El llegar a esta nueva ciudad era el inicio de una nueva vida, tendríamos que adaptarnos a una nueva sociedad, otra vez. Sí sabíamos que los primeros días serían difíciles, pero jamás pensé que tanto. Ya en nuestro nuevo hogar, nos veíamos llenos de emoción por lo lindo que nos parecía todo lo nuevo, nos hacía tener más confianza, lo que en un principio era básico para la adaptación, ojo, solo en un principio y como dice el dicho, que bien se ha dicho, no todo es color de rosa.
La primera semana fue de sorpresas y de novedad, pero en la segunda el encanto se fue perdiendo… Encargarme de Amelia y mantener la casa me tomó 24 horas al día, los cambios que eran para bien, volvían a hacer un caos en mí. El papá de Amelia iba apoyándome en lo que, en la medida de lo posible, podía y porque en su transición, también se sentía abrumado. Por mi parte, las horas que pasaba sola al inicio del día se me hacían interminables. Amelia se encuentra en época de descubrir y no podía privarla de la curiosidad, aunque ello signifique para mí tener que observarla todo el tiempo y casi no poder hacer nada más. Me aterraba la idea de verla caer, de que se atore con algo, incluso no solamente en ese ámbito, sino en el tema de la comida, si no quería comer, me sentía culpable. Era lo mismo que me pasaba cuando le daba de pecho y la leche que producía no era suficiente para saciar su hambre, me estresaba pensar que mi hija no comía lo suficiente, claro, lo suficiente para mi perspectiva. Me daba pena que por las noches se despertara y no se sintiera en casa, que llorara casi sin razón y no poder explicarle que esta era su nueva casa.

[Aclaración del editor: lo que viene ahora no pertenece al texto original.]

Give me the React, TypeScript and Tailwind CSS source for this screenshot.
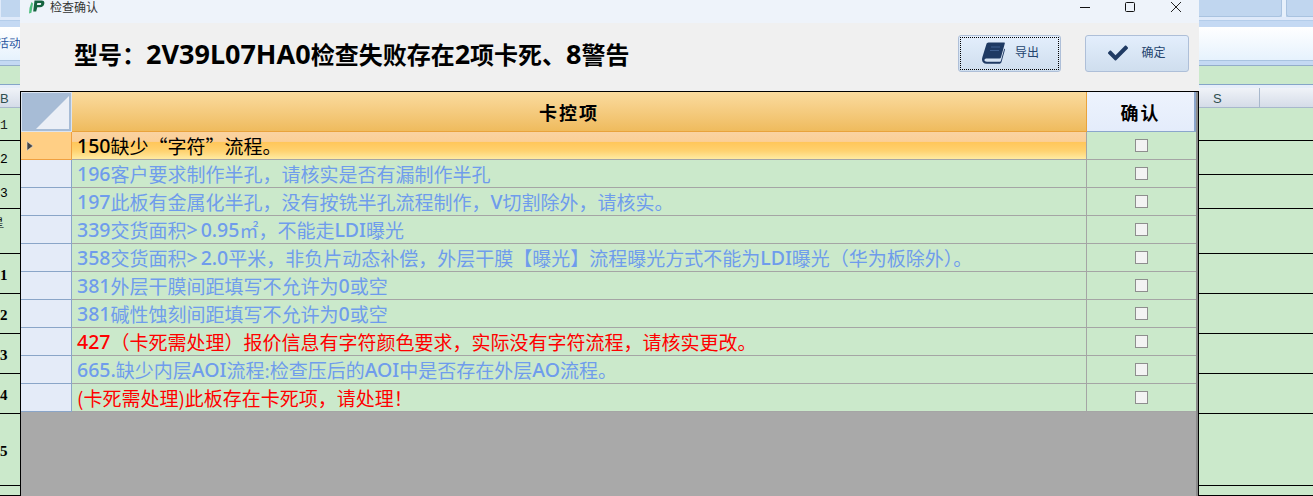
import React from "react";
import { FaCheck } from "react-icons/fa";

const CJK = "font-['Noto_Sans_CJK_SC',sans-serif]";
const LATIN = "font-['Noto_Sans',sans-serif]";

function Mixed({ text, latinClass }: { text: string; latinClass: string }) {
  const parts = text.split(/(>|[0-9A-Za-z.]+)/);
  return (
    <>
      {parts.map((p, i) =>
        i % 2 === 1 ? (
          <span key={i} className={`${LATIN} ${latinClass} ${p === ">" ? "mr-[3px]" : ""}`}>
            {p}
          </span>
        ) : (
          <span key={i}>{p}</span>
        )
      )}
    </>
  );
}

const BLUE = "text-[#6f9cec]";
const RED = "text-[#ff0000]";

const rows: { text: string; color: string; selected?: boolean }[] = [
  { text: "150缺少“字符”流程。", color: "text-black", selected: true },
  { text: "196客户要求制作半孔，请核实是否有漏制作半孔", color: BLUE },
  { text: "197此板有金属化半孔，没有按铣半孔流程制作，V切割除外，请核实。", color: BLUE },
  { text: "339交货面积>0.95㎡，不能走LDI曝光", color: BLUE },
  { text: "358交货面积>2.0平米，非负片动态补偿，外层干膜【曝光】流程曝光方式不能为LDI曝光（华为板除外）。", color: BLUE },
  { text: "381外层干膜间距填写不允许为0或空", color: BLUE },
  { text: "381碱性蚀刻间距填写不允许为0或空", color: BLUE },
  { text: "427（卡死需处理）报价信息有字符颜色要求，实际没有字符流程，请核实更改。", color: RED },
  { text: "665.缺少内层AOI流程:检查压后的AOI中是否存在外层AO流程。", color: BLUE },
  { text: "(卡死需处理)此板存在卡死项，请处理！", color: RED },
];

const SERIF = "font-bold font-['Liberation_Serif',serif] text-[15px] translate-y-[2px]";
const sheetRows: { h: string; label?: string; cls?: string }[] = [
  { h: "h-[34px]", label: "1" },
  { h: "h-[34px]", label: "2" },
  { h: "h-[34px]", label: "3" },
  { h: "h-[45px]", label: "星", cls: "-translate-x-[8px] -translate-y-[8px] text-[12px]" },
  { h: "h-[40px]", label: "1", cls: SERIF },
  { h: "h-[40px]", label: "2", cls: SERIF },
  { h: "h-[40px]", label: "3", cls: SERIF },
  { h: "h-[40px]", label: "4", cls: SERIF },
  { h: "h-[72px]", label: "5", cls: SERIF },
  { h: "h-[10px]" },
];

function SheetChrome({ children, tiles }: { children: React.ReactNode; tiles: React.ReactNode }) {
  return (
    <div className="flex h-[88px] flex-col">
      <div className="flex h-[17px] bg-[#c0d6ef]">{tiles}</div>
      <div className="h-[3px] bg-[#dfeafa]" />
      <div className="h-[7px] border-t border-[#b4cdea] bg-[#c4d9f3]" />
      <div className="h-[33px] shrink-0 overflow-hidden bg-gradient-to-b from-white to-[#e6f2fd]">{children}</div>
      <div className="h-[6px] border-b border-[#93adc9] border-t border-t-[#a9c3e0] bg-[#c4d9f3]" />
      <div className="h-[19px] border-b border-[#85a5c8] bg-[#cbe9cb]" />
      <div className="h-[3px] bg-[#e6eefa]" />
    </div>
  );
}

function LeftSheet() {
  return (
    <div className="w-[20px] shrink-0 overflow-hidden bg-[#cbe9cb]">
      <SheetChrome
        tiles={
          <>
            <div className="w-[1px] bg-[#dfeafa]" />
            <div className="h-[17px] flex-1 bg-[#c0d6ef]" />
          </>
        }
      >
        <div className="-ml-[3px] whitespace-nowrap pt-[9px] text-[12px] leading-[14px] text-[#1b4f9c]">活动</div>
      </SheetChrome>
      <div className="h-[20px] border-b border-[#a8b8cc] bg-gradient-to-b from-[#f0f3f8] to-[#d5dce8] pt-[3px] font-['Liberation_Sans',sans-serif] text-[13px] leading-[15px] text-[#2f4f4f]">
        B
      </div>
      <div className="h-[33px] border-b border-black pt-[10px] font-['Liberation_Mono',monospace] text-[13px] leading-[15px] text-[#222]">
        1
      </div>
      {sheetRows.slice(1).map((r, i) => (
        <div key={i} className={`${r.h} flex items-center border-b border-black text-[14px] leading-none text-black`}>
          <span className={r.cls ?? "translate-y-[2px] font-['Liberation_Mono',monospace] text-[13px] font-normal"}>
            {r.label}
          </span>
        </div>
      ))}
    </div>
  );
}

function RightSheet() {
  return (
    <div className="min-w-0 flex-1 overflow-hidden bg-[#cbe9cb]">
      <SheetChrome
        tiles={
          <>
            <div className="w-[83px] rounded-br-[3px] border-b border-r border-[#a9c3e0] bg-[#c0d6ef]" />
            <div className="w-[4px] bg-[#e6f0fb]" />
            <div className="flex-1 rounded-bl-[3px] border-b border-l border-[#a9c3e0] bg-[#c0d6ef]" />
          </>
        }
      >
        <span />
      </SheetChrome>
      <div className="flex h-[20px] border-b border-[#a8b8cc] bg-gradient-to-b from-[#f0f3f8] to-[#d5dce8]">
        <div className="w-[61px] border-r border-[#a8b8cc] pl-[14px] pt-[3px] font-['Liberation_Sans',sans-serif] text-[13px] leading-[15px] text-[#2f4f4f]">
          S
        </div>
      </div>
      <div className="h-[33px] border-b border-black" />
      {sheetRows.slice(1).map((r, i) => (
        <div key={i} className={`${r.h} border-b border-black`} />
      ))}
    </div>
  );
}

function AppIcon() {
  return (
    <svg width="17" height="15" viewBox="0 0 17 15" className="shrink-0">
      <path d="M6.5 .5h7c2.2 0 3.2 1.2 2.8 3.2-.4 2.3-2 3.5-4.3 3.5H9.3L8.2 11.5H5.2z" fill="#14633f" />
      <path d="M9.3 3h3c.8 0 1 .5.9 1-.1.7-.7 1-1.4 1H8.9z" fill="#eef3fa" />
      <path d="M3.5 2 1.5 8 1 13.5l2.4-.8L5 3.5z" fill="#4fc07f" />
    </svg>
  );
}

function BookIcon() {
  return (
    <svg width="23" height="22" viewBox="0 0 23 22" className="ml-[2px] shrink-0">
      <path
        d="M6.5.5H22c.6 0 1 .5.8 1.1L19 15.2c-.3 1-1 1.3-2 1.3H5c-1.6 0-2.6.6-2.6 1.6S3.4 19.8 5 19.8h12.5c.8 0 1.2-.3 1.5-1.2L22.3 6.5l.7 1-3.4 12.2c-.4 1.4-1.3 2.1-2.8 2.1H4.5C1.8 21.8 0 20 0 17.6c0-.9.2-1.8.5-2.8L4.3 2.4C4.7 1.2 5.4.5 6.5.5z"
        fill="#1f3a63"
      />
      <path d="M9 5h9M8 8.5h9" stroke="#3f5f8f" strokeWidth="1" />
    </svg>
  );
}

function WindowControls() {
  return (
    <div className="flex items-center">
      <svg width="12" height="12" viewBox="0 0 12 12" className="mr-[33px]">
        <path d="M1 6.5h10" stroke="#111" strokeWidth="1" />
      </svg>
      <svg width="12" height="12" viewBox="0 0 12 12" className="mr-[34px]">
        <rect x="1.5" y="1.5" width="9" height="9" rx="1" fill="none" stroke="#111" strokeWidth="1" />
      </svg>
      <svg width="12" height="12" viewBox="0 0 12 12" className="mr-[17px]">
        <path d="M1 1l10 10M11 1L1 11" stroke="#222" strokeWidth="1" />
      </svg>
    </div>
  );
}

function ActionButton({
  label,
  icon,
  focused,
  w,
  labelGap,
}: {
  label: string;
  icon: React.ReactNode;
  focused?: boolean;
  w: string;
  labelGap: string;
}) {
  return (
    <button
      className={`${w} flex h-[37px] items-center justify-center rounded-[3px] border border-[#aebfd8] bg-gradient-to-b from-[#e3eefc] to-[#cfdeee] p-[1px]`}
    >
      <span
        className={`flex h-full w-full items-center justify-center border border-dotted ${
          focused ? "border-black" : "border-transparent"
        }`}
      >
        {icon}
        <span className={`${CJK} ${labelGap} pb-[3px] text-[12px] leading-none text-[#24446e]`}>{label}</span>
      </span>
    </button>
  );
}

function Row({ text, color, selected }: { text: string; color: string; selected?: boolean }) {
  return (
    <div className="flex h-[28px]">
      <div
        className={`flex w-[51px] shrink-0 items-center border-b border-r ${
          selected ? "border-[#f0a040] bg-[#ffcf85]" : "border-[#8aa5c8] bg-[#e4ebf8]"
        }`}
      >
        {selected && (
          <svg width="8" height="10" viewBox="0 0 8 10" className="ml-[5px]">
            <path d="M1 0.5 7 5 1 9.5z" fill="#444" stroke="#ddd" strokeWidth="0.6" />
          </svg>
        )}
      </div>
      <div
        className={`flex min-w-0 flex-1 items-center whitespace-nowrap border-b border-r border-[#a5a5a5] pl-[5px] text-[19px] leading-none ${color} ${
          selected
            ? "bg-[linear-gradient(to_bottom,#fad3a2_0%,#fbcf97_35%,#ffc65a_38%,#ffd270_70%,#ffeba2_100%)]"
            : "bg-[#cbe9cb]"
        }`}
      >
        <Mixed text={text} latinClass="text-[19.5px] font-medium" />
      </div>
      <div className="flex w-[109px] shrink-0 items-center justify-center border-b border-[#a5a5a5] bg-[#cbe9cb]">
        <input
          type="checkbox"
          readOnly
          className="h-[13px] w-[13px] appearance-none border border-[#8e8e8e] bg-[#f3f3f3]"
        />
      </div>
    </div>
  );
}

function Grid() {
  return (
    <div className="flex min-h-0 flex-1 border-l border-t border-black">
      <div className="flex min-w-0 flex-1 flex-col bg-[#a9a9a9]">
        <div className="flex h-[40px] shrink-0">
          <div className="flex w-[51px] shrink-0 items-end justify-end border-[1px] border-[#dbe4f0] bg-[#a7bcd6] pb-[2px] pr-[2px]">
            <svg width="33" height="33" viewBox="0 0 33 33">
              <path d="M33 0V33H0z" fill="#ebeff6" />
            </svg>
          </div>
          <div className="flex min-w-0 flex-1 items-center justify-center border-b border-r border-[#e9a33c] bg-gradient-to-b from-[#fadb9e] to-[#efbb5d] pr-[20px] text-[18px] font-bold leading-none tracking-[2px] text-black">
            卡控项
          </div>
          <div className="flex w-[109px] shrink-0 items-center justify-center border-b border-r-[2px] border-[#8ba6cc] bg-gradient-to-b from-[#edf3fd] to-[#e4ecfb] text-[18px] font-bold leading-none tracking-[2px] text-black">
            确认
          </div>
        </div>
        {rows.map((r, i) => (
          <Row key={i} {...r} />
        ))}
      </div>
      <div className="w-[2px] shrink-0 bg-[#8a8a8a]" />
      <div className="w-[1px] shrink-0 bg-black" />
    </div>
  );
}

function Dialog() {
  return (
    <div className={`${CJK} flex h-[496px] w-[1179px] shrink-0 flex-col`}>
      <div className="flex h-[23px] shrink-0 items-start justify-between bg-[#eef3fa] pl-[8px]">
        <div className="flex items-start">
          <AppIcon />
          <span className="ml-[5px] text-[12px] leading-[13px] text-[#333]">检查确认</span>
        </div>
        <div className="pt-[1px]">
          <WindowControls />
        </div>
      </div>
      <div className="flex h-[68px] shrink-0 items-center bg-[#f0f0f0] pb-[8px] pl-[54px] pr-[10px]">
        <div className="flex-1 whitespace-nowrap text-[24px] font-bold leading-none text-black">
          <Mixed text="型号：2V39L07HA0检查失败存在2项卡死、8警告" latinClass="text-[27px] font-bold" />
        </div>
        <div className="flex items-center gap-[24px]">
          <ActionButton w="w-[103px]" focused labelGap="ml-[10px]" label="导出" icon={<BookIcon />} />
          <ActionButton
            w="w-[104px]"
            labelGap="ml-[13px]"
            label="确定"
            icon={<FaCheck className="text-[20px] text-[#1f3a63]" />}
          />
        </div>
      </div>
      <Grid />
    </div>
  );
}

export default function App() {
  return (
    <div className="flex h-[496px] w-[1313px] overflow-hidden bg-[#cbe9cb]">
      <LeftSheet />
      <Dialog />
      <RightSheet />
    </div>
  );
}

Siempre me preguntaba por qué existen otras madres, incluso de más niños que pueden hacer muchas cosas a la vez y yo no. Me sentía inútil y fracasando como mamá. Como mujer, estaba en las mismas, no me daba ni un poco de tiempo para mí, no hacía ejercicio, podía pasar todo el día en pijama y comiendo solo dulces.

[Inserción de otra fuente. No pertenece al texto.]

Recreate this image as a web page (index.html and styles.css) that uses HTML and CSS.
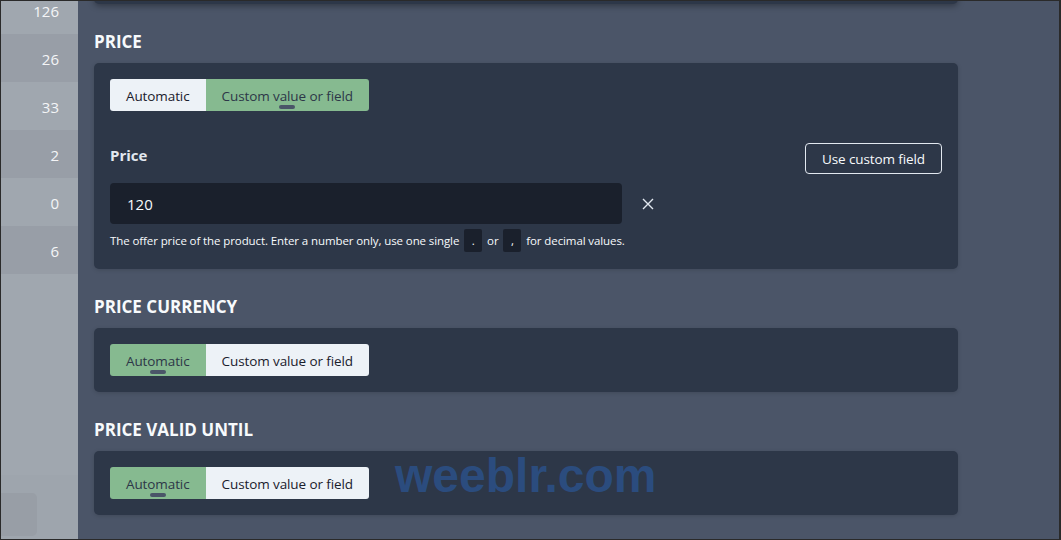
FILE: index.html
```html
<!DOCTYPE html>
<html lang="en">
<head>
    <meta charset="UTF-8">
    <meta name="viewport" content="width=device-width, initial-scale=1.0">
    <title>Structured data - Price</title>
    <link rel="stylesheet" href="styles.css">
</head>
<body>
    <div class="frame">
        <aside class="stats">
            <div class="stat">126</div>
            <div class="stat stat-alt">26</div>
            <div class="stat">33</div>
            <div class="stat stat-alt">2</div>
            <div class="stat">0</div>
            <div class="stat stat-alt">6</div>
            <div class="stats-fill"></div>
            <div class="stats-foot">
                <div class="stats-chip"></div>
            </div>
        </aside>

        <main class="content">
            <div class="card card-prev"></div>

            <section class="field">
                <h2 class="field-title">PRICE</h2>
                <div class="card">
                    <div class="toggle">
                        <button class="toggle-opt">Automatic</button>
                        <button class="toggle-opt active">Custom value or field</button>
                    </div>

                    <div class="field-row">
                        <label class="field-label">Price</label>
                        <button class="btn-outline">Use custom field</button>
                    </div>

                    <div class="input-row">
                        <div class="input">120</div>
                        <span class="clear">
                            <svg width="12" height="12" viewBox="0 0 12 12">
                                <path d="M1 1 L11 11 M11 1 L1 11" stroke="#e2e8f0" stroke-width="1.4" fill="none"/>
                            </svg>
                        </span>
                    </div>

                    <p class="help">The offer price of the product. Enter a number only, use one single <code>.</code> or <code>,</code> for decimal values.</p>
                </div>
            </section>

            <section class="field">
                <h2 class="field-title">PRICE CURRENCY</h2>
                <div class="card">
                    <div class="toggle">
                        <button class="toggle-opt active">Automatic</button>
                        <button class="toggle-opt">Custom value or field</button>
                    </div>
                </div>
            </section>

            <section class="field">
                <h2 class="field-title">PRICE VALID UNTIL</h2>
                <div class="card">
                    <div class="toggle">
                        <button class="toggle-opt active">Automatic</button>
                        <button class="toggle-opt">Custom value or field</button>
                    </div>
                </div>
            </section>

            <div class="watermark">weeblr.com</div>
        </main>
    </div>
</body>
</html>
```

FILE: styles.css
```css
body {
    margin: 0;
    font-family: "Open Sans", "Noto Sans", Arial, sans-serif;
    background-color: #4a5568;
    color: #f7fafc;
}

.frame {
    display: flex;
    height: 540px;
    box-sizing: border-box;
    border: 1px solid #2a2a2a;
    border-right-width: 2px;
    overflow: hidden;
    background-color: #4b5568;
}

/* colonne de gauche */
.stats {
    width: 77px;
    flex-shrink: 0;
    display: flex;
    flex-direction: column;
    background-color: #a0a7af;
    overflow: hidden;
}

.stat {
    height: 48px;
    flex-shrink: 0;
    display: flex;
    align-items: center;
    justify-content: flex-end;
    padding-right: 19px;
    padding-top: 1px;
    box-sizing: border-box;
    font-size: 15px;
    color: #f4f5f7;
    background-color: #a0a7af;
}

.stat:first-child {
    margin-top: -15px;
}

.stat-alt {
    background-color: #989ea7;
}

.stats-fill {
    flex: 1;
}

.stats-foot {
    height: 64px;
    flex-shrink: 0;
    background-color: #9ea5ad;
    padding-top: 18px;
    box-sizing: border-box;
}

.stats-chip {
    width: 36px;
    height: 43px;
    background-color: #989ea6;
    border-radius: 0 5px 5px 0;
}

/* contenu */
.content {
    flex: 1;
    padding-left: 16px;
    position: relative;
}

.card {
    width: 864px;
    box-sizing: border-box;
    background-color: #2d3748;
    border-radius: 5px;
    padding: 16px;
    box-shadow: 0 1px 4px rgba(0, 0, 0, 0.15);
}

.card-prev {
    height: 40px;
    margin-top: -37px;
    box-shadow: 0 2px 6px rgba(0, 0, 0, 0.35);
}

.field {
    margin-top: 26px;
}

.field-title {
    margin: 0 0 9px;
    font-size: 17px;
    line-height: 24px;
    font-weight: 700;
    color: #f7fafc;
}

.toggle {
    display: inline-flex;
    height: 32px;
    border-radius: 3px;
    overflow: hidden;
}

.toggle-opt {
    position: relative;
    border: none;
    margin: 0;
    padding: 1px 16px 0;
    font-family: inherit;
    font-size: 13.5px;
    letter-spacing: -0.1px;
    color: #1a202c;
    background-color: #edf2f7;
    cursor: pointer;
}

.toggle-opt.active {
    background-color: #86ba90;
    color: #2d3748;
}

.toggle-opt.active::after {
    content: "";
    position: absolute;
    left: 50%;
    bottom: 2px;
    width: 16px;
    height: 4px;
    margin-left: -8px;
    border-radius: 2px;
    background-color: #4a5568;
}

.field-row {
    display: flex;
    justify-content: space-between;
    align-items: flex-start;
    margin-top: 32px;
}

.field-label {
    font-size: 15px;
    font-weight: 700;
    line-height: 24px;
    color: #e2e8f0;
}

.btn-outline {
    height: 31px;
    padding: 0 16px;
    border: 1px solid #e2e8f0;
    border-radius: 4px;
    background: transparent;
    color: #f7fafc;
    font-family: inherit;
    font-size: 13.5px;
    letter-spacing: -0.1px;
    cursor: pointer;
}

.input-row {
    display: flex;
    align-items: center;
    margin-top: 9px;
}

.input {
    width: 512px;
    height: 41px;
    box-sizing: border-box;
    padding: 0 17px;
    display: flex;
    align-items: center;
    background-color: #1a202c;
    border-radius: 4px;
    font-size: 15px;
    color: #f7fafc;
}

.clear {
    display: flex;
    margin-left: 20px;
}

.help {
    margin: 5px 0 0;
    font-size: 11.5px;
    letter-spacing: -0.1px;
    line-height: 24px;
    color: #f7fafc;
}

.help code {
    display: inline-block;
    min-width: 18px;
    box-sizing: border-box;
    padding: 0 6px;
    margin: 0 2px;
    text-align: center;
    font-family: inherit;
    line-height: 23px;
    background-color: #1a202c;
    border-radius: 2px;
}

.watermark {
    position: absolute;
    left: 317px;
    top: 447px;
    font-family: "Liberation Sans", Arial, sans-serif;
    font-weight: 700;
    font-size: 48px;
    color: #2b4c7e;
    pointer-events: none;
}
```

Lo hablé con Fabrizio (sí, hoy se los presento, Fabrizio es el nombre del papá de Amelia, mi esposo veinteañero). Me dio su apoyo incondicional, pero el agregado fue que me dio una muy buena solución, conseguir a alguien que me ayude en casa. Me hizo entender que estaba cansada y era cierto. Desde que llegue no me detuve a descansar, fueron actividades día tras día y venía con la yapa más hermosa, Amelia. Y que si no quería comer era porque no tenía hambre y que mientras se sustente con la leche, no tendría que preocuparme, que ella también se estaba adaptando a todo el cambio y que si se caía era parte de su aprendizaje, claro, en la medida de lo posible no la expondríamos, pero que si de manera accidental sucedía, era eso mismo, un accidente. La respuesta que me dio me ayudó tal vez muchísimo más que el hecho de que inmediatamente buscara una solución, porque así entendí que las cosas que yo estaba sintiendo eran un cumulo en mí y que no estaba recayendo tal vez en perderme a mí misma.
Los siguientes días hicieron una gran diferencia, me arreglé, salimos de paseo, nos tomamos un aire y una Inca Kola. De noche, Amelia se quedó con papá y yo fui al gimnasio. Hice 40 minutos en la caminadora, mientras sentía como volvía la paz y pensaba cómo contarles que me equivoqué al pensar que era una mala mamá, porque tal vez todo hubiera tenido respuesta inicial si solo me sentaba a observar lo bien y hermosa que esta mi pequeño, tierno, gracioso y muy feliz caos.